Bir başka tartışmalı konu ise yolsuzlukla suçlanan bir belediye başkanını savunmak adına başlatılan bir boykotun, insan hakları kapsamında değerlendirilip değerlendirilemeyeceğidir. Elbette herkesin kendi vicdanı ve düşünsel tercihleri vardır ancak bu tercihler, kamu düzeni, etik sınırlar ve hukuki gerçekliklerle örtüştüğünde anlam kazanır. Aksi halde ortaya çıkan durum, yalnızca siyasal kamplaşmaları derinleştiren, kutuplaşmayı körükleyen bir tabloya dönüşür.

Bu çerçevede şunu da belirtmek gerekir ki TRT'nin bugün geldiği nokta, geçmiş sistemle açıklanamaz. Eski parlamenter düzende TRT, daha bağımsız bir yapıya sahipti ancak Cumhurbaşkanlığı Hükümet Sistemi ile birlikte bu yapı artık tarih oldu. Bugün halk, Cumhurbaşkanını doğrudan seçiyor. Bu da halkın sadece yürütme üzerindeki değil, dolaylı olarak kamu kurumları üzerindeki denetimini de güçlendiriyor. TRT’de ya da başka bir devlet kurumunda bir yanlışlık söz konusuysa, vatandaş bunun düzeltilmesini doğrudan seçtiği Cumhurbaşkanından talep edebilir. Bu hem demokratik, hem de sistemin doğasına uygun bir beklentidir.

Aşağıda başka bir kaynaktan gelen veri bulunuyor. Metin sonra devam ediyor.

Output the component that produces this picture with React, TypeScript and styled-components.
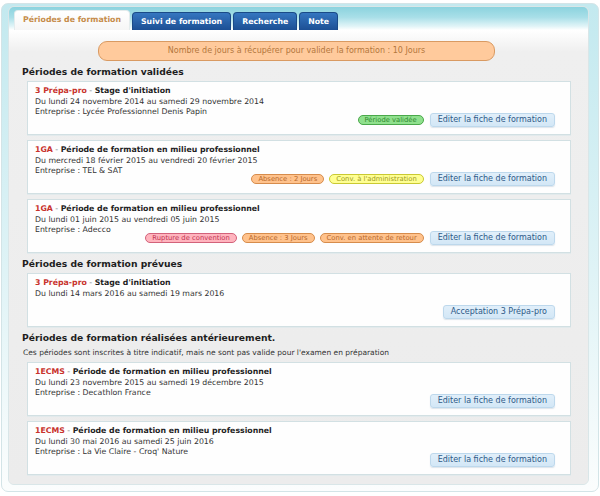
import styled, { createGlobalStyle } from "styled-components";

const GlobalStyle = createGlobalStyle`
  html, body {
    margin: 0;
    padding: 0;
    background: #ffffff;
  }
  body {
    font-family: "DejaVu Sans", Verdana, sans-serif;
    color: #333;
  }
`;

type Tone = "green" | "orange" | "yellow" | "pink";

const tones: Record<Tone, { bg: string; border: string; text: string }> = {
  green: { bg: "#8fe08d", border: "#4aa84a", text: "#2f8a2f" },
  orange: { bg: "#ffc28c", border: "#d68c4c", text: "#b8692b" },
  yellow: { bg: "#ffff92", border: "#c9c932", text: "#9c9a22" },
  pink: { bg: "#ffb4be", border: "#d2627a", text: "#c23452" },
};

const Frame = styled.div`
  margin: 3px 1px 3px 1px;
  padding: 2px 9px 7px 6px;
  border: 1px solid #d3e4e7;
  border-radius: 7px;
  background: linear-gradient(to bottom, #c3e9ef 0%, #dff3f6 55%, #fbfdfd 100%);
  height: 489px;
  box-sizing: border-box;
`;

const Window = styled.div`
  border-radius: 6px;
  overflow: hidden;
  border: 1px solid #d9e6e8;
  background: #ececec;
`;

const TabBar = styled.div`
  display: flex;
  align-items: flex-end;
  gap: 2px;
  height: 23px;
  padding-left: 5px;
  background: linear-gradient(to bottom, #8bd3de 0%, #a9dfe8 45%, #e3f5f8 85%, #ffffff 100%);
`;

const Tab = styled.div<{ active?: boolean }>`
  height: ${(p) => (p.active ? "19px" : "17px")};
  line-height: ${(p) => (p.active ? "18px" : "17px")};
  padding: 0 8px 0 8px;
  font-size: 7.8px;
  font-weight: bold;
  border-radius: 4px 4px 0 0;
  color: ${(p) => (p.active ? "#c68c4a" : "#ffffff")};
  background: ${(p) =>
    p.active
      ? "linear-gradient(to bottom, #ffffff, #f6f6f6)"
      : "linear-gradient(to bottom, #3576c0, #1c4f94)"};
  border: 1px solid ${(p) => (p.active ? "#e4eced" : "#1a4a88")};
  border-bottom: none;
`;

const Body = styled.div`
  padding: 11px 17px 9px 13px;
  background: linear-gradient(to bottom, #ffffff 0px, #efefef 22px, #ececec 100%);
`;

const Banner = styled.div`
  width: 397px;
  height: 20px;
  box-sizing: border-box;
  margin: 0 auto;
  border: 1px solid #d99a62;
  border-radius: 9px;
  background: #ffca9c;
  color: #b3773c;
  font-size: 8px;
  line-height: 18px;
  text-align: center;
`;

const SectionTitle = styled.h2`
  margin: 4px 0 3px 0;
  font-size: 9.2px;
  line-height: 13px;
  font-weight: bold;
  color: #1e1e1e;
`;

const Note = styled.p`
  margin: 2px 0 4px 1px;
  font-size: 7.5px;
  line-height: 11px;
  color: #333;
`;

const CardList = styled.div`
  display: flex;
  flex-direction: column;
  gap: 5px;
  padding-left: 5px;
`;

const Card = styled.div`
  display: grid;
  min-height: 54px;
  box-sizing: border-box;
  padding: 4px 15px 7px 7px;
  background: #fefefe;
  border: 1px solid #d2e0e3;
  box-shadow: 0 1px 0 #e2eaec;
`;

const CardText = styled.div`
  grid-area: 1 / 1;
  font-size: 7.8px;
  line-height: 10.5px;
  color: #333;
`;

const Title = styled.div`
  font-weight: bold;
  color: #1f1f1f;
`;

const Code = styled.span`
  color: #c8322c;
`;

const Dash = styled.span`
  color: #777;
  font-weight: normal;
`;

const Actions = styled.div`
  grid-area: 1 / 1;
  justify-self: end;
  align-self: end;
  display: flex;
  align-items: center;
  gap: 5px;
`;

const Badge = styled.span<{ tone: Tone }>`
  height: 10px;
  box-sizing: border-box;
  padding: 0 6px;
  border-radius: 5px;
  font-size: 6.8px;
  line-height: 8px;
  background: ${(p) => tones[p.tone].bg};
  border: 1px solid ${(p) => tones[p.tone].border};
  color: ${(p) => tones[p.tone].text};
`;

const Button = styled.span`
  height: 14px;
  box-sizing: border-box;
  padding: 0 7px;
  margin-left: 1px;
  border-radius: 3px;
  border: 1px solid #bdd8ec;
  background: linear-gradient(to bottom, #e1effa, #d3e7f6);
  color: #2e5a88;
  font-size: 8px;
  line-height: 12px;
  box-shadow: 0 1px 1px rgba(120, 150, 180, 0.25);
`;

type Period = {
  code: string;
  title: string;
  dates: string;
  company?: string;
  badges?: { label: string; tone: Tone }[];
  action: string;
};

const EDIT = "Editer la fiche de formation";

const validated: Period[] = [
  {
    code: "3 Prépa-pro",
    title: "Stage d'initiation",
    dates: "Du lundi 24 novembre 2014 au samedi 29 novembre 2014",
    company: "Lycée Professionnel Denis Papin",
    badges: [{ label: "Période validée", tone: "green" }],
    action: EDIT,
  },
  {
    code: "1GA",
    title: "Période de formation en milieu professionnel",
    dates: "Du mercredi 18 février 2015 au vendredi 20 février 2015",
    company: "TEL & SAT",
    badges: [
      { label: "Absence : 2 Jours", tone: "orange" },
      { label: "Conv. à l'administration", tone: "yellow" },
    ],
    action: EDIT,
  },
  {
    code: "1GA",
    title: "Période de formation en milieu professionnel",
    dates: "Du lundi 01 juin 2015 au vendredi 05 juin 2015",
    company: "Adecco",
    badges: [
      { label: "Rupture de convention", tone: "pink" },
      { label: "Absence : 3 Jours", tone: "orange" },
      { label: "Conv. en attente de retour", tone: "orange" },
    ],
    action: EDIT,
  },
];

const planned: Period[] = [
  {
    code: "3 Prépa-pro",
    title: "Stage d'initiation",
    dates: "Du lundi 14 mars 2016 au samedi 19 mars 2016",
    action: "Acceptation 3 Prépa-pro",
  },
];

const previous: Period[] = [
  {
    code: "1ECMS",
    title: "Période de formation en milieu professionnel",
    dates: "Du lundi 23 novembre 2015 au samedi 19 décembre 2015",
    company: "Decathlon France",
    action: EDIT,
  },
  {
    code: "1ECMS",
    title: "Période de formation en milieu professionnel",
    dates: "Du lundi 30 mai 2016 au samedi 25 juin 2016",
    company: "La Vie Claire - Croq' Nature",
    action: EDIT,
  },
];

function PeriodCard({ period }: { period: Period }) {
  return (
    <Card>
      <CardText>
        <Title>
          <Code>{period.code}</Code>
          <Dash> - </Dash>
          {period.title}
        </Title>
        <div>{period.dates}</div>
        {period.company && <div>Entreprise : {period.company}</div>}
      </CardText>
      <Actions>
        {period.badges?.map((b, i) => (
          <Badge key={i} tone={b.tone}>
            {b.label}
          </Badge>
        ))}
        <Button>{period.action}</Button>
      </Actions>
    </Card>
  );
}

const App = () => {
  return (
    <>
      <GlobalStyle />
      <Frame>
        <Window>
          <TabBar>
            <Tab active>Périodes de formation</Tab>
            <Tab>Suivi de formation</Tab>
            <Tab>Recherche</Tab>
            <Tab>Note</Tab>
          </TabBar>
          <Body>
            <Banner>
              Nombre de jours à récupérer pour valider la formation : 10 Jours
            </Banner>

            <SectionTitle>Périodes de formation validées</SectionTitle>
            <CardList>
              {validated.map((p, i) => (
                <PeriodCard key={i} period={p} />
              ))}
            </CardList>

            <SectionTitle>Périodes de formation prévues</SectionTitle>
            <CardList>
              {planned.map((p, i) => (
                <PeriodCard key={i} period={p} />
              ))}
            </CardList>

            <SectionTitle>Périodes de formation réalisées antérieurement.</SectionTitle>
            <Note>
              Ces périodes sont inscrites à titre indicatif, mais ne sont pas valide pour
              l'examen en préparation
            </Note>
            <CardList>
              {previous.map((p, i) => (
                <PeriodCard key={i} period={p} />
              ))}
            </CardList>
          </Body>
        </Window>
      </Frame>
    </>
  );
};

export default App;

Cumhurbaşkanının tercihleri, atanmış bürokratlar eliyle uygulamaya geçer. TRT Genel Müdürü de bu tercihlerin bir uzantısı olarak hareket eder. Bir oyuncunun diziden çıkarılması, görünürde yapımcının ya da yönetmenin kararı olabilir ancak kararın arkasında kurumsal bir irade olduğu da açıktır. Bu irade, ya genel müdürün bizzat kararıdır ya da daha üst düzeyden gelen bir yönlendirme doğrultusunda alınmıştır. Neticede sonuç değişmez; TRT, yeni sistemin dinamikleri doğrultusunda hareket etmektedir.

Bugün medyanın hükümeti yönlendirmesi artık mümkün değildir; güç dengeleri değişmiştir. Hükümetin, kamu düzenini ve istikrarı korumak adına medyayı yönlendirme zorunluluğu ise inkâr edilemez bir gerçektir. Bu yeni gerçekliğin adı, demokratik meşruiyettir. Çünkü özgürlük sınırlarını artık halk çizer. İktidarın gücü de sınırsız değildir; seçmenin izni kadardır. Seçmen desteğini yitiren bir iktidarın değişmesi kaçınılmazdır. Bugün Adalet ve Kalkınma Partisi’nin iktidarda kalmasının temel sebebi de bu hassas dengeyi doğru okumasıdır.

Muhalefetin başarısızlığı ise çoğu zaman bu gerçeği göz ardı etmesinden kaynaklanır. Seçmenin neye rıza gösterdiğini, neyi reddettiğini doğru analiz edemeyen her siyasi aktör, yalnızca hayal kırıklığı yaşamakla kalmaz; aynı zamanda seçmenle arasındaki mesafeyi de büyütür. Eğer ülkede bir otoriterleşme olduğu iddia ediliyorsa, bunun da halkın iradesiyle şekillendiği unutulmamalıdır. Bu iradeyi görmezden gelerek yapılan her analiz, eksik kalmaya, her strateji de başarısız olmaya mahkûmdur.

Yeni Türkiye, sadece yeni kurumlarla değil, yeni bir anlayışla yönetiliyor. Bu anlayışı kavrayamayanlar, geçmişin hayaletleriyle kavga ederken, bugünün gerçekliğini ıskalama riskiyle karşı karşıyadır.